── DATA PROVIDED
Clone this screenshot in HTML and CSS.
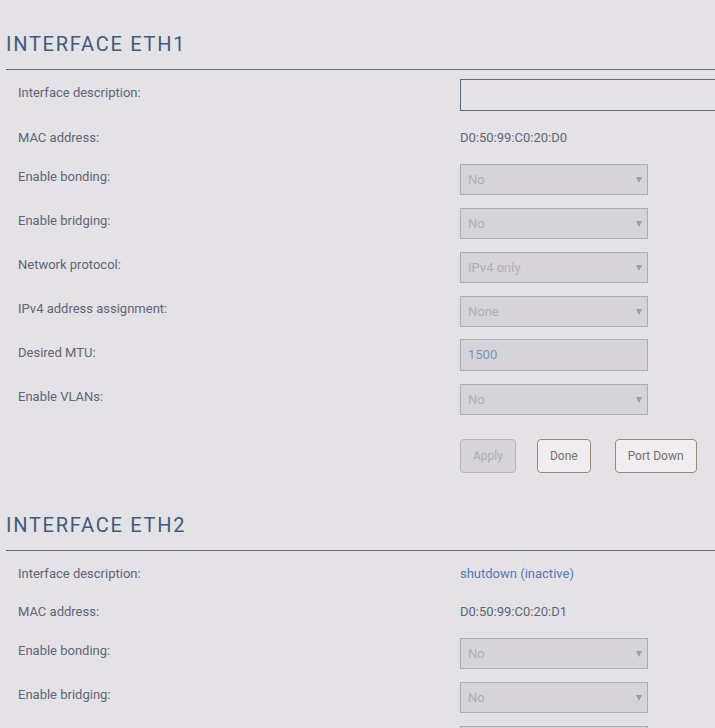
FILE: index.html
```html
<!DOCTYPE html>
<html lang="en">
<head>
  <meta charset="UTF-8">
  <meta name="viewport" content="width=device-width, initial-scale=1.0">
  <title>Interfaces</title>
  <link rel="stylesheet" href="styles.css">
</head>
<body>
  <div class="page">
    <!-- eth1 -->
    <section class="iface">
      <h2 class="iface-title">Interface eth1</h2>
      <div class="row row-first">
        <label class="label shifted">Interface description:</label>
        <input class="text-input" type="text">
      </div>
      <div class="row row-text">
        <span class="label">MAC address:</span>
        <span class="value">D0:50:99:C0:20:D0</span>
      </div>
      <div class="row">
        <label class="label shifted">Enable bonding:</label>
        <div class="select">No</div>
      </div>
      <div class="row">
        <label class="label shifted">Enable bridging:</label>
        <div class="select">No</div>
      </div>
      <div class="row">
        <label class="label shifted">Network protocol:</label>
        <div class="select">IPv4 only</div>
      </div>
      <div class="row">
        <label class="label shifted">IPv4 address assignment:</label>
        <div class="select">None</div>
      </div>
      <div class="row">
        <label class="label shifted">Desired MTU:</label>
        <div class="mtu">1500</div>
      </div>
      <div class="row">
        <label class="label shifted">Enable VLANs:</label>
        <div class="select">No</div>
      </div>
      <div class="actions">
        <button class="btn btn-disabled">Apply</button>
        <button class="btn">Done</button>
        <button class="btn">Port Down</button>
      </div>
    </section>

    <!-- eth2 -->
    <section class="iface">
      <h2 class="iface-title">Interface eth2</h2>
      <div class="row row-desc">
        <span class="label">Interface description:</span>
        <span class="value link">shutdown (inactive)</span>
      </div>
      <div class="row row-mac">
        <span class="label">MAC address:</span>
        <span class="value">D0:50:99:C0:20:D1</span>
      </div>
      <div class="row">
        <label class="label shifted">Enable bonding:</label>
        <div class="select">No</div>
      </div>
      <div class="row">
        <label class="label shifted">Enable bridging:</label>
        <div class="select">No</div>
      </div>
      <div class="row">
        <label class="label shifted"></label>
        <div class="select"></div>
      </div>
    </section>
  </div>
</body>
</html>
```

FILE: styles.css
```css
html, body {
  margin: 0;
  background: #e4e2e5;
  overflow: hidden;
}

body {
  font-family: Roboto, "Liberation Sans", sans-serif;
  font-size: 13px;
  color: #5d6679;
}

.page {
  padding: 32px 0 0 6px;
}

.iface {
  margin-bottom: 40px;
}

.iface-title {
  margin: 0;
  font-size: 20px;
  font-weight: 400;
  line-height: 24px;
  letter-spacing: 1.75px;
  text-transform: uppercase;
  color: #3e5a82;
  padding-bottom: 13px;
  border-bottom: 1px solid #5b6a80;
  white-space: nowrap;
}

.row {
  display: flex;
  align-items: center;
  height: 44px;
  padding-left: 12px;
  white-space: nowrap;
}

.row-first {
  margin-top: 3px;
}

.row-text {
  height: 40px;
}

.row-desc {
  height: 37px;
  margin-top: 4px;
}

.row-mac {
  height: 39px;
}

.label {
  width: 442px;
  flex: none;
}

.shifted {
  padding-bottom: 5px;
}

.value {
  color: #5d6679;
}

.link {
  color: #5577bb;
}

.text-input {
  width: 300px;
  height: 32px;
  box-sizing: border-box;
  margin: 0;
  border: 1px solid #5b6880;
  background: transparent;
  flex: none;
}

.select,
.mtu {
  position: relative;
  width: 188px;
  height: 31px;
  box-sizing: border-box;
  border: 1px solid #aeadb0;
  background: #d6d4d8;
  color: #b0afb3;
  line-height: 29px;
  padding-left: 7px;
  flex: none;
}

.mtu {
  height: 32px;
  color: #7a94b8;
  line-height: 30px;
}

.select::after {
  content: "";
  position: absolute;
  right: 5px;
  top: 12px;
  border-left: 3px solid transparent;
  border-right: 3px solid transparent;
  border-top: 6px solid #9b9ca3;
}

.actions {
  display: flex;
  padding: 18px 0 0 454px;
}

.btn {
  font-family: Roboto, "Liberation Sans", sans-serif;
  font-size: 12px;
  height: 34px;
  padding: 0 12px;
  margin-right: 21px;
  border: 1px solid #9a8a78;
  border-radius: 4px;
  background: #efedf0;
  color: #7c7066;
  white-space: nowrap;
}

.btn + .btn {
  margin-right: 24px;
}

.btn-disabled {
  background: #d6d4d8;
  border-color: #b5b3b8;
  color: #aeacb0;
}
```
────
### [STATED EXERCISE]
Reproduce all of the data exactly, omitting each picture it holds.

### [RESPONSE TO THE EXERCISE]
Clone this screenshot in HTML and CSS.
FILE: index.html
```html
<!DOCTYPE html>
<html lang="en">
<head>
  <meta charset="UTF-8">
  <meta name="viewport" content="width=device-width, initial-scale=1.0">
  <title>Interfaces</title>
  <link rel="stylesheet" href="styles.css">
</head>
<body>
  <div class="page">
    <!-- eth1 -->
    <section class="iface">
      <h2 class="iface-title">Interface eth1</h2>
      <div class="row row-first">
        <label class="label shifted">Interface description:</label>
        <input class="text-input" type="text">
      </div>
      <div class="row row-text">
        <span class="label">MAC address:</span>
        <span class="value">D0:50:99:C0:20:D0</span>
      </div>
      <div class="row">
        <label class="label shifted">Enable bonding:</label>
        <div class="select">No</div>
      </div>
      <div class="row">
        <label class="label shifted">Enable bridging:</label>
        <div class="select">No</div>
      </div>
      <div class="row">
        <label class="label shifted">Network protocol:</label>
        <div class="select">IPv4 only</div>
      </div>
      <div class="row">
        <label class="label shifted">IPv4 address assignment:</label>
        <div class="select">None</div>
      </div>
      <div class="row">
        <label class="label shifted">Desired MTU:</label>
        <div class="mtu">1500</div>
      </div>
      <div class="row">
        <label class="label shifted">Enable VLANs:</label>
        <div class="select">No</div>
      </div>
      <div class="actions">
        <button class="btn btn-disabled">Apply</button>
        <button class="btn">Done</button>
        <button class="btn">Port Down</button>
      </div>
    </section>

    <!-- eth2 -->
    <section class="iface">
      <h2 class="iface-title">Interface eth2</h2>
      <div class="row row-desc">
        <span class="label">Interface description:</span>
        <span class="value link">shutdown (inactive)</span>
      </div>
      <div class="row row-mac">
        <span class="label">MAC address:</span>
        <span class="value">D0:50:99:C0:20:D1</span>
      </div>
      <div class="row">
        <label class="label shifted">Enable bonding:</label>
        <div class="select">No</div>
      </div>
      <div class="row">
        <label class="label shifted">Enable bridging:</label>
        <div class="select">No</div>
      </div>
      <div class="row">
        <label class="label shifted"></label>
        <div class="select"></div>
      </div>
    </section>
  </div>
</body>
</html>
```

FILE: styles.css
```css
html, body {
  margin: 0;
  background: #e4e2e5;
  overflow: hidden;
}

body {
  font-family: Roboto, "Liberation Sans", sans-serif;
  font-size: 13px;
  color: #5d6679;
}

.page {
  padding: 32px 0 0 6px;
}

.iface {
  margin-bottom: 40px;
}

.iface-title {
  margin: 0;
  font-size: 20px;
  font-weight: 400;
  line-height: 24px;
  letter-spacing: 1.75px;
  text-transform: uppercase;
  color: #3e5a82;
  padding-bottom: 13px;
  border-bottom: 1px solid #5b6a80;
  white-space: nowrap;
}

.row {
  display: flex;
  align-items: center;
  height: 44px;
  padding-left: 12px;
  white-space: nowrap;
}

.row-first {
  margin-top: 3px;
}

.row-text {
  height: 40px;
}

.row-desc {
  height: 37px;
  margin-top: 4px;
}

.row-mac {
  height: 39px;
}

.label {
  width: 442px;
  flex: none;
}

.shifted {
  padding-bottom: 5px;
}

.value {
  color: #5d6679;
}

.link {
  color: #5577bb;
}

.text-input {
  width: 300px;
  height: 32px;
  box-sizing: border-box;
  margin: 0;
  border: 1px solid #5b6880;
  background: transparent;
  flex: none;
}

.select,
.mtu {
  position: relative;
  width: 188px;
  height: 31px;
  box-sizing: border-box;
  border: 1px solid #aeadb0;
  background: #d6d4d8;
  color: #b0afb3;
  line-height: 29px;
  padding-left: 7px;
  flex: none;
}

.mtu {
  height: 32px;
  color: #7a94b8;
  line-height: 30px;
}

.select::after {
  content: "";
  position: absolute;
  right: 5px;
  top: 12px;
  border-left: 3px solid transparent;
  border-right: 3px solid transparent;
  border-top: 6px solid #9b9ca3;
}

.actions {
  display: flex;
  padding: 18px 0 0 454px;
}

.btn {
  font-family: Roboto, "Liberation Sans", sans-serif;
  font-size: 12px;
  height: 34px;
  padding: 0 12px;
  margin-right: 21px;
  border: 1px solid #9a8a78;
  border-radius: 4px;
  background: #efedf0;
  color: #7c7066;
  white-space: nowrap;
}

.btn + .btn {
  margin-right: 24px;
}

.btn-disabled {
  background: #d6d4d8;
  border-color: #b5b3b8;
  color: #aeacb0;
}
```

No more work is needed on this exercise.